» Exercise directions:
Determine how many lines in the data below contain "index" and write only that number.

» Data provided:
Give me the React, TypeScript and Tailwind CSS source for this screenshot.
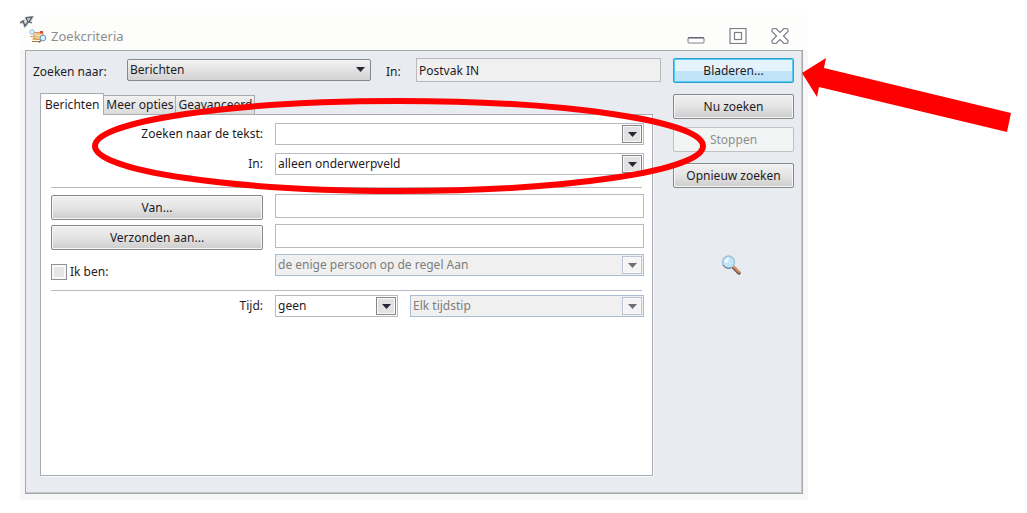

* * *

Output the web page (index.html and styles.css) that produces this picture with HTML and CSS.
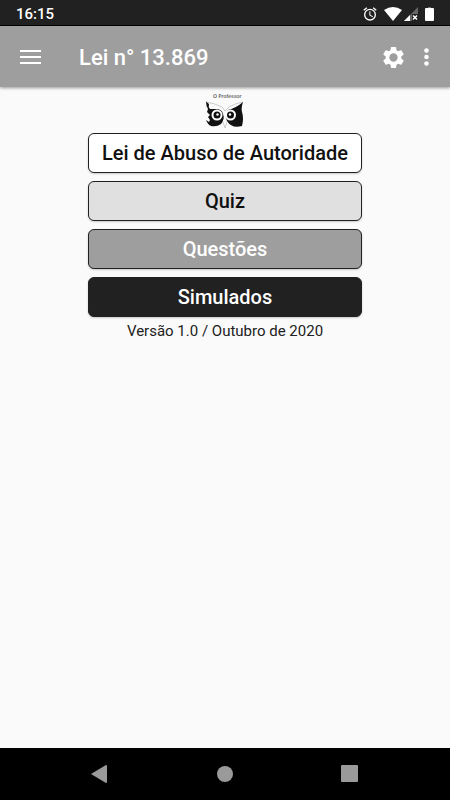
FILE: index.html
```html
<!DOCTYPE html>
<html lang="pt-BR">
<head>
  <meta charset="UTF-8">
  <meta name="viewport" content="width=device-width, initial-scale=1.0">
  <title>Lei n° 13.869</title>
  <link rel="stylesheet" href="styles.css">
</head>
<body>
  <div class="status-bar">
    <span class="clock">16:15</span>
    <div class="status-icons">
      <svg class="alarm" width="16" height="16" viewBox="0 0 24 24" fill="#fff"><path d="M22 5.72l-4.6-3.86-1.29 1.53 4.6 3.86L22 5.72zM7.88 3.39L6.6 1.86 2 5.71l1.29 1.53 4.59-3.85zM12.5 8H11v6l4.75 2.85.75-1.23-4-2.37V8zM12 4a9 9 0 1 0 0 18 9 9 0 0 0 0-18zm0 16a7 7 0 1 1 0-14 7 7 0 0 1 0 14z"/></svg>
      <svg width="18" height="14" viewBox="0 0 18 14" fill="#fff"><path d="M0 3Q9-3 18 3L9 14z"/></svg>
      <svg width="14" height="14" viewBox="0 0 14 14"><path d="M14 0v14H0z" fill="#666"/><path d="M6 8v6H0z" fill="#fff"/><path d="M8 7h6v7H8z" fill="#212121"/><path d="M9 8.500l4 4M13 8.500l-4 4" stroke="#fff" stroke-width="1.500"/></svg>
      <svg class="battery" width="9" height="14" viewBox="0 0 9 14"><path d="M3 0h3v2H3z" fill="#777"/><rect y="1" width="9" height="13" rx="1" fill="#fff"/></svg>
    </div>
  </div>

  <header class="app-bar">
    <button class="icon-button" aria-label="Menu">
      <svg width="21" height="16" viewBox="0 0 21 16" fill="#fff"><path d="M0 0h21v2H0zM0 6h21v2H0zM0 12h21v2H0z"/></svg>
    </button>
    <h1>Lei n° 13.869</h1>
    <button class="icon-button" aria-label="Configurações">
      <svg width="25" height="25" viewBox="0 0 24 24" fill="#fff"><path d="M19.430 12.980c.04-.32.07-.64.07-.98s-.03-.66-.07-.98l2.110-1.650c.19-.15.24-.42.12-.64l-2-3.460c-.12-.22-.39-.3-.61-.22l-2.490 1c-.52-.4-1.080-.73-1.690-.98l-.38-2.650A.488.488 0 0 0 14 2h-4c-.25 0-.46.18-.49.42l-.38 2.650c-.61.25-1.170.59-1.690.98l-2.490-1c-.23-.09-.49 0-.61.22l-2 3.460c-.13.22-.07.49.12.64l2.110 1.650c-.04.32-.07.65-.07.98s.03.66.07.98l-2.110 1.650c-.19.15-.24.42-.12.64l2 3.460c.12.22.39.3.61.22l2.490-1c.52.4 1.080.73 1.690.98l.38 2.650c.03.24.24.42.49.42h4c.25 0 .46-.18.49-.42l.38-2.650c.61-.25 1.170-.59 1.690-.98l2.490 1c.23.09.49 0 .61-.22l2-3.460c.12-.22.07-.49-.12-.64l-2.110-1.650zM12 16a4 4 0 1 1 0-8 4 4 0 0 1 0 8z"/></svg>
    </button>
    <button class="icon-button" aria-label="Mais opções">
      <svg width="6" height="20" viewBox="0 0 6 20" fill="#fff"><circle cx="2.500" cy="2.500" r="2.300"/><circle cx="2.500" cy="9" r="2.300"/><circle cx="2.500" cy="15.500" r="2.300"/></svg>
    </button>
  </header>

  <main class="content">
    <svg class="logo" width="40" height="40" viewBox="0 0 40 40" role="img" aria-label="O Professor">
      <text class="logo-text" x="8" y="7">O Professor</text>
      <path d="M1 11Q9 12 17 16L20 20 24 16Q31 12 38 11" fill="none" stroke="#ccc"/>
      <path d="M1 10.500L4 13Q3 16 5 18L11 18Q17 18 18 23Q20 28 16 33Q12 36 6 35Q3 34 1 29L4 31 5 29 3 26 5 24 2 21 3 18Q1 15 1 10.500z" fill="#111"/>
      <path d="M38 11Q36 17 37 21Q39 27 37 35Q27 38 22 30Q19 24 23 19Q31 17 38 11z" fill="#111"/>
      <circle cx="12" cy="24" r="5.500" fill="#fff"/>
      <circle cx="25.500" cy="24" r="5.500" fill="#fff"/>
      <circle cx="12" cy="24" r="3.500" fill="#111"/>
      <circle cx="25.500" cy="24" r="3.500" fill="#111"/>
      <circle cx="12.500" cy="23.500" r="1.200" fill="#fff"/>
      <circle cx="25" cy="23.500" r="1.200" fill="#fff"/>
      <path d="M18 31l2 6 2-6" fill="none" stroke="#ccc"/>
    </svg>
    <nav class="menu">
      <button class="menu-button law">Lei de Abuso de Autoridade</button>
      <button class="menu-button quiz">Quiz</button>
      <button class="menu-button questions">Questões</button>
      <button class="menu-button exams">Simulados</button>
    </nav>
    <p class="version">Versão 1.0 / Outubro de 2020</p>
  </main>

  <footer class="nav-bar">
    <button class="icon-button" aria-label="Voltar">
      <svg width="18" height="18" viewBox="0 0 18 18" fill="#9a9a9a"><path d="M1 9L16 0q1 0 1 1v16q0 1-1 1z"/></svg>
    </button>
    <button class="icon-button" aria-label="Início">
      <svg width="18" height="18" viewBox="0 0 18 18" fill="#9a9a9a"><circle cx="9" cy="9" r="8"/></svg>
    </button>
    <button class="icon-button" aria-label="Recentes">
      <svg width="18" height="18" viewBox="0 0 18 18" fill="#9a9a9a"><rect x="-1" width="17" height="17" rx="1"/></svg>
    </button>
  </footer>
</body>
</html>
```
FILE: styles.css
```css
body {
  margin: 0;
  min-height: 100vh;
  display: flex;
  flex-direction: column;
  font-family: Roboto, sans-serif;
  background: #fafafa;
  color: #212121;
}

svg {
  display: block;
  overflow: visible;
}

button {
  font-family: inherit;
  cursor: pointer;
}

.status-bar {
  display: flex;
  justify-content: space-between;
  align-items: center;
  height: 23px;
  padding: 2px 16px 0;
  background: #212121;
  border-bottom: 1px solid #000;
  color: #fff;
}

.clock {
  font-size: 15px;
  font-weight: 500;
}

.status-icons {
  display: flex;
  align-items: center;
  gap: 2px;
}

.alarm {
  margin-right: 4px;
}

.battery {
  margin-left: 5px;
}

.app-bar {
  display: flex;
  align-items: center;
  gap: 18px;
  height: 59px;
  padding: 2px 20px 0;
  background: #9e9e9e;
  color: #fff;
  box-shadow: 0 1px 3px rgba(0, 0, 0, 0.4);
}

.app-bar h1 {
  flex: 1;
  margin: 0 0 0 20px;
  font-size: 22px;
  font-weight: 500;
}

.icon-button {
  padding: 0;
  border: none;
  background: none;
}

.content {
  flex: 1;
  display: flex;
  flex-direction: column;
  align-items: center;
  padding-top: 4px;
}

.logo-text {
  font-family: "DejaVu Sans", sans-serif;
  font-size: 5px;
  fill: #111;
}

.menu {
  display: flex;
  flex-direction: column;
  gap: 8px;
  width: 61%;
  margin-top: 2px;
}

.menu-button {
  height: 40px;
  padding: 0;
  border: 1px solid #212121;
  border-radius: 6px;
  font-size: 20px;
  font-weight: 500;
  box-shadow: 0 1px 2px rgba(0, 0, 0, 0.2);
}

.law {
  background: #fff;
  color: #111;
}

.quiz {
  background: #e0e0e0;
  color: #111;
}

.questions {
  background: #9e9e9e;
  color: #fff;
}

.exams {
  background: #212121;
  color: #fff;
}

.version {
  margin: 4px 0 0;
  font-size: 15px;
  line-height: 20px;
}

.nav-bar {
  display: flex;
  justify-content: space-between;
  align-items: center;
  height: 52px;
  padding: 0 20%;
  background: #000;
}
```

» Right answer:
2